# Materials provided
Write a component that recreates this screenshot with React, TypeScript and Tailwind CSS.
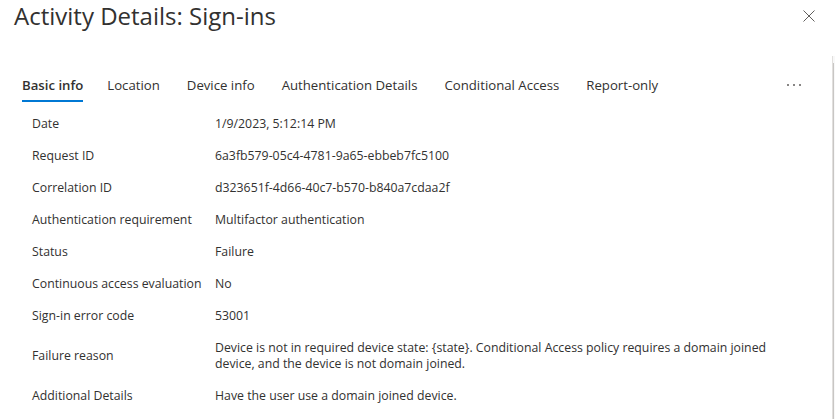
import React from 'react';

interface DetailRow {
  label: string;
  value: React.ReactNode;
}

const tabs = ['Basic info', 'Location', 'Device info', 'Authentication Details', 'Conditional Access', 'Report-only'];

const rows: DetailRow[] = [
  { label: 'Date', value: '1/9/2023, 5:12:14 PM' },
  { label: 'Request ID', value: '6a3fb579-05c4-4781-9a65-ebbeb7fc5100' },
  { label: 'Correlation ID', value: 'd323651f-4d66-40c7-b570-b840a7cdaa2f' },
  { label: 'Authentication requirement', value: 'Multifactor authentication' },
  { label: 'Status', value: 'Failure' },
  { label: 'Continuous access evaluation', value: 'No' },
  { label: 'Sign-in error code', value: '53001' },
  {
    label: 'Failure reason',
    value: (
      <>
        Device is not in required device state: {'{state}'}. Conditional Access policy requires a domain joined
        <br />
        device, and the device is not domain joined.
      </>
    ),
  },
  { label: 'Additional Details', value: 'Have the user use a domain joined device.' },
];

const App: React.FC = () => {
  return (
    <div
      className="w-[835px] h-[419px] overflow-hidden bg-white text-[#323130]"
      style={{ fontFamily: '"Open Sans", "Noto Sans", sans-serif' }}
    >
      {/* Header */}
      <div className="flex items-center justify-between h-[32px] pl-[14px] pr-[16px]">
        <h1 className="text-[24px] leading-[32px] font-normal">Activity Details: Sign-ins</h1>
        <button className="w-[20px] h-[20px] flex items-center justify-center text-[#605e5c]">
          <svg width="12" height="12" viewBox="0 0 12 12" fill="none" stroke="currentColor" strokeWidth="1">
            <path d="M0.5 0.5 L11.5 11.5 M11.5 0.5 L0.5 11.5" />
          </svg>
        </button>
      </div>

      <div className="flex h-[387px] mt-[24px]">
        <div className="flex-1 pt-[12px]">
          {/* Tabs */}
          <div className="flex items-center pl-[22px] pr-[22px] h-[34px]">
            <div className="flex items-center gap-[27px] flex-1">
              {tabs.map((tab, i) => (
                <div key={tab} className={`relative h-[34px] flex items-center ${i === 0 ? 'mr-[-3px]' : ''}`}>
                  <span className={`text-[13.2px] leading-[20px] ${i === 0 ? 'font-semibold' : ''}`}>{tab}</span>
                  {i === 0 && <span className="absolute left-0 right-0 bottom-0 h-[2px] bg-[#0078d4]" />}
                </div>
              ))}
            </div>
            <button className="w-[32px] h-[32px] flex items-center justify-center text-[#605e5c]">
              <svg width="16" height="4" viewBox="0 0 16 4" fill="currentColor">
                <circle cx="2" cy="2" r="1" />
                <circle cx="8" cy="2" r="1" />
                <circle cx="14" cy="2" r="1" />
              </svg>
            </button>
          </div>

          {/* Detail table */}
          <div className="mt-[6px] pl-[32px] text-[12.3px] leading-[16px]">
            {rows.map((row) => (
              <div key={row.label} className="grid grid-cols-[183px_1fr] items-center py-[8px]">
                <div>{row.label}</div>
                <div>{row.value}</div>
              </div>
            ))}
          </div>
        </div>

        {/* Scrollbar edge */}
        <div className="w-[3px] border-l border-[#e1dfdd] bg-[#f8f8f8] flex flex-col">
          <div className="h-[7px]" />
          <div className="flex-1 w-[1px] bg-[#c8c6c4]" />
        </div>
      </div>
    </div>
  );
};

export default App;
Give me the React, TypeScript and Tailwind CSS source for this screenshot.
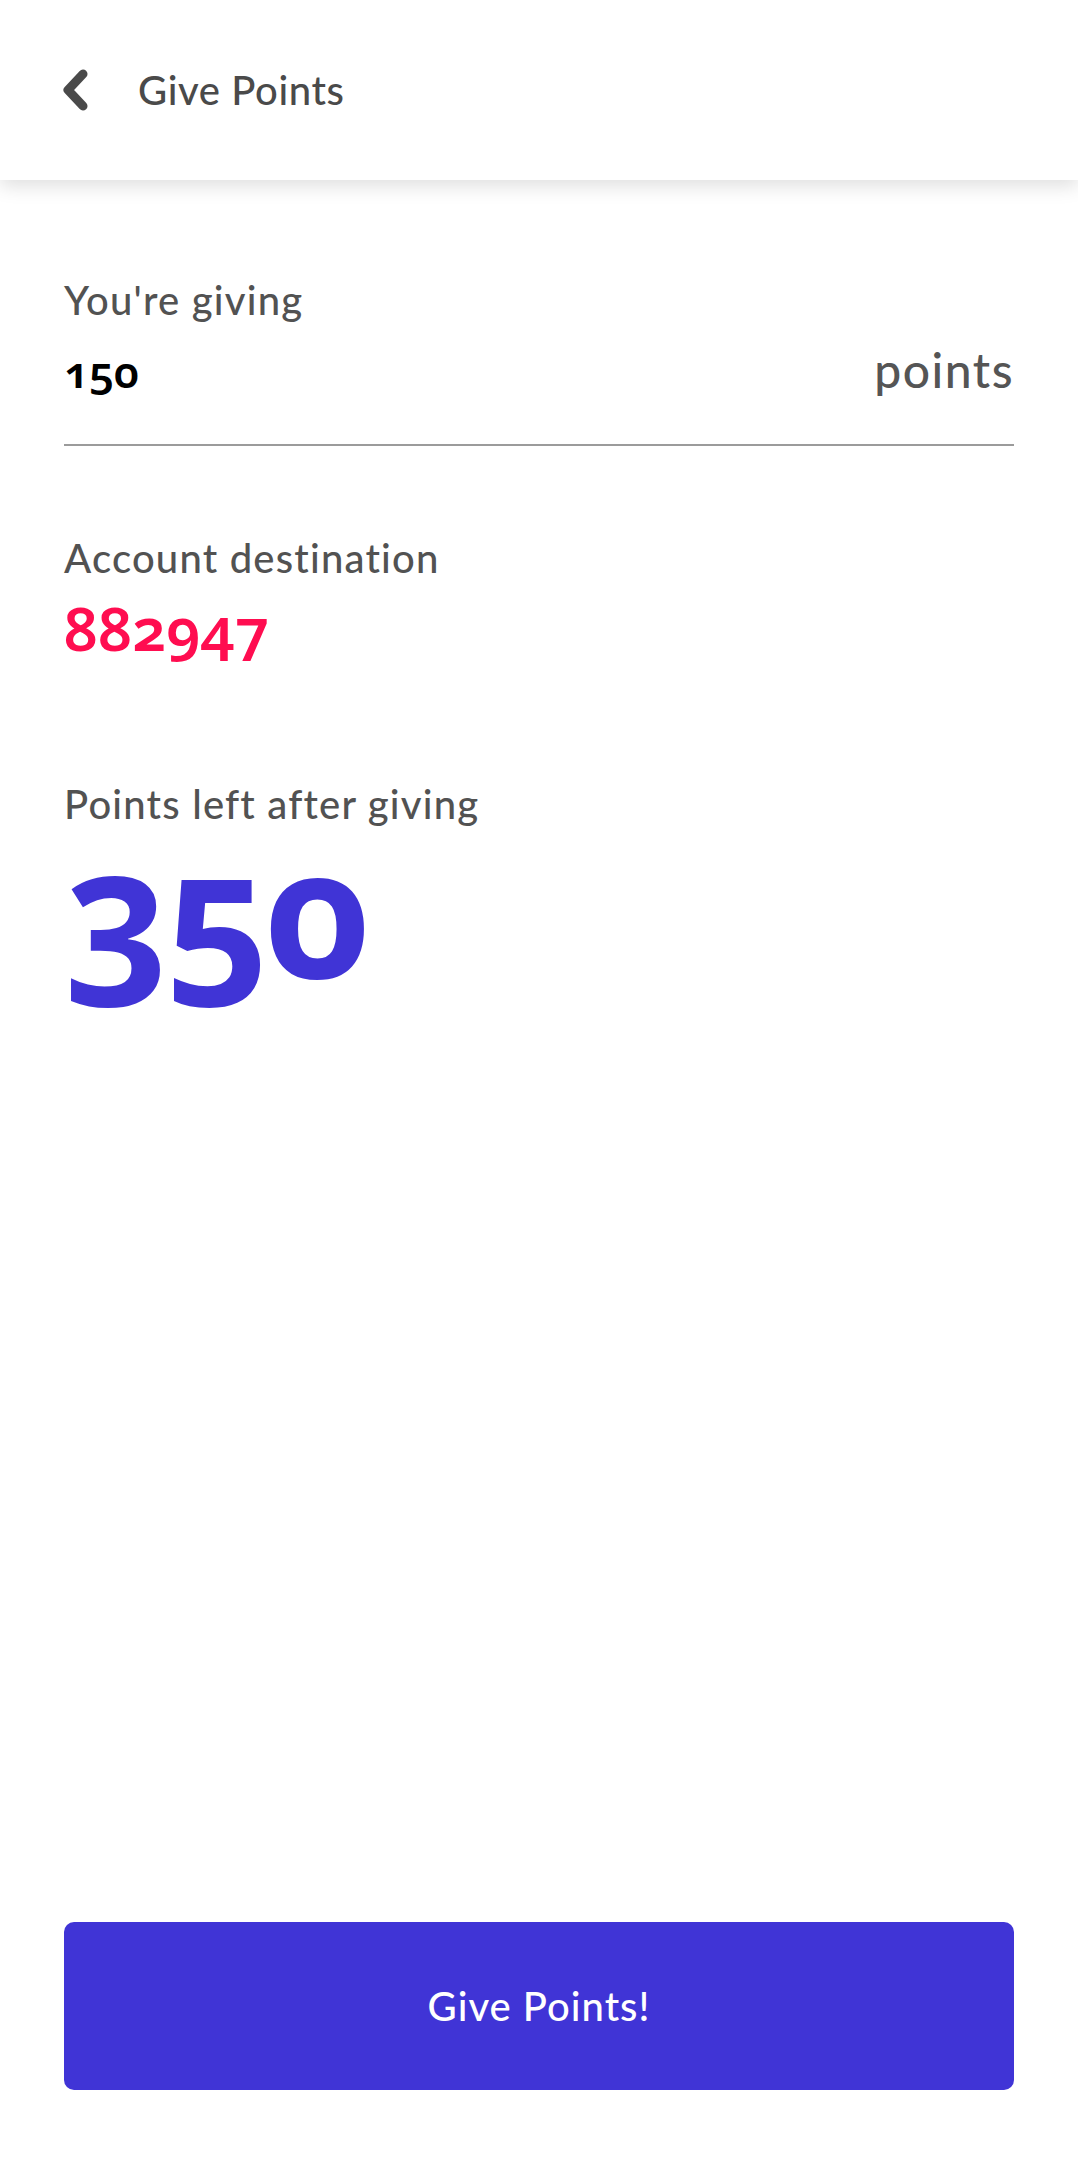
import React from 'react';

const ChevronLeft = () => (
  <svg width="28" height="44" viewBox="0 0 28 44" fill="none">
    <polyline
      points="21,6 6,22 21,38"
      stroke="#4a4a4a"
      strokeWidth="9"
      strokeLinecap="round"
      strokeLinejoin="round"
    />
  </svg>
);

const Label = ({ children, className = '' }: { children: React.ReactNode; className?: string }) => (
  <div className={`text-[40px] leading-none font-medium tracking-[1.2px] text-[#525252] ${className}`}>{children}</div>
);

export default function App() {
  return (
    <div className="min-h-screen flex flex-col bg-white font-['Lato','Noto_Sans',sans-serif]">
      {/* top bar */}
      <header className="relative z-10 h-[180px] flex items-center pl-[62px] bg-white shadow-[0_6px_18px_rgba(0,0,0,0.13)]">
        <ChevronLeft />
        <h1 className="ml-[48px] text-[40px] font-medium tracking-[0.6px] text-[#4a4a4a]">Give Points</h1>
      </header>

      <main className="flex-1 px-16 pt-[100px]">
        {/* amount input */}
        <div className="border-b-2 border-[#9b9b9b] pb-[50px]">
          <Label>You're giving</Label>
          <div className="mt-[26px] flex items-baseline justify-between">
            <span className="font-['Noto_Sans',sans-serif] oldstyle-nums text-[44px] leading-none font-semibold text-black">150</span>
            <span className="text-[48px] leading-none font-medium tracking-[1.5px] text-[#555555]">points</span>
          </div>
        </div>

        <Label className="mt-[92px]">Account destination</Label>
        <div className="mt-[20px] font-['Noto_Sans',sans-serif] oldstyle-nums text-[60px] leading-none font-semibold text-[#ff0d50]">
          882947
        </div>

        <Label className="mt-[126px]">Points left after giving</Label>
        <div className="mt-[15px] font-['Noto_Sans',sans-serif] oldstyle-nums text-[180px] leading-[140px] font-bold text-[#4034d6] tracking-[-4px]">
          350
        </div>
      </main>

      <div className="px-16 pb-[68px]">
        <button className="w-full h-[168px] rounded-[10px] bg-[#4034d6] text-white text-[40px] font-medium tracking-[1px]">
          Give Points!
        </button>
      </div>
    </div>
  );
}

# Written instruction
State, as a number only, how many lines in the entries include "Tailwind".

# Solution to this task
2